What the First Visit Involves

Walk in, scan the meats hanging in the window or ask what is available fresh that day. Point or name your choice (half chicken, quarter chicken, ribs, duck). State your desired side (bok choy or gai lan, steamed or fried) and starch (rice or noodle). Pay cash or card. Wait 5 to 10 minutes while the counter staff plates and bag your order. The roasted meat is cut to order; rice and vegetable are ready-made. Collect at the counter, leave.

Hours, Parking, and Logistics

Jerry operates most days from roughly 11 a.m. to 8 or 9 p.m., but hours vary seasonally and by supply; call ahead or visit in early evening to ensure stock. Street parking is available on the surrounding West Baltimore blocks, though spaces fill during late lunch and dinner rushes.
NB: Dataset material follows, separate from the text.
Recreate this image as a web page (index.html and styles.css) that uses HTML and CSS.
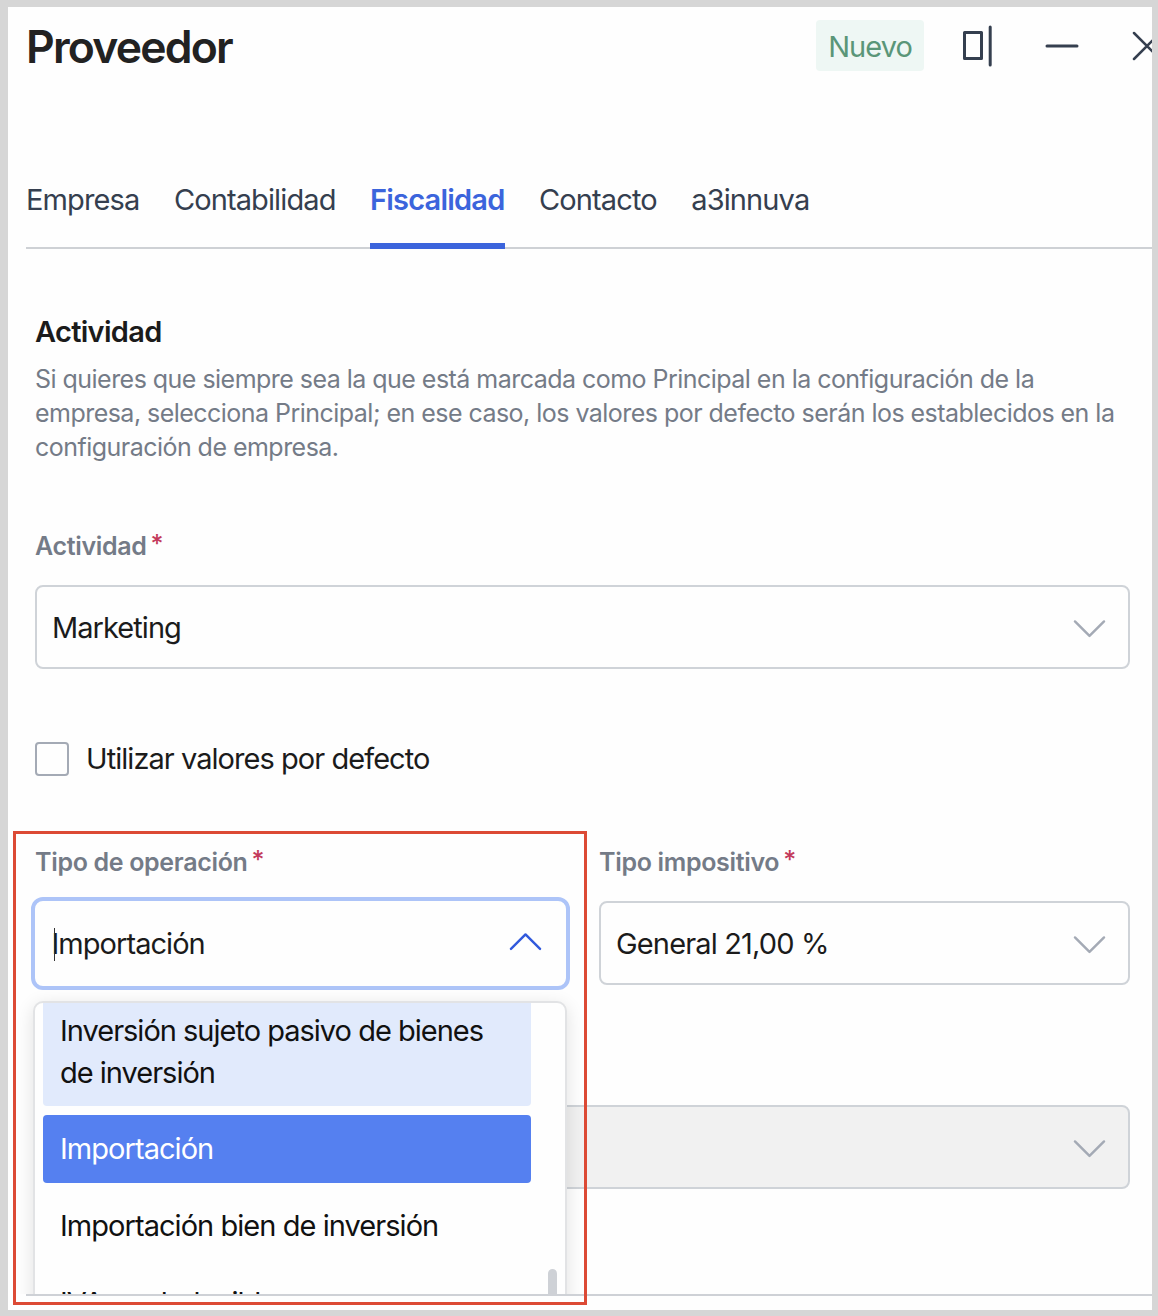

The storefront is small and can have a short queue during lunch and after-work hours. No delivery service is listed, though DoorDash and Uber Eats may cover it depending on current coverage.

Jerry Carry-Out earns its place in Baltimore's Chinese food map as the fastest, cheapest entry to Cantonese roasted meats, filling a gap between full-service restaurants and grocery-store prepared food. For anyone wanting roasted chicken in under 10 minutes for under $10, it is the default choice.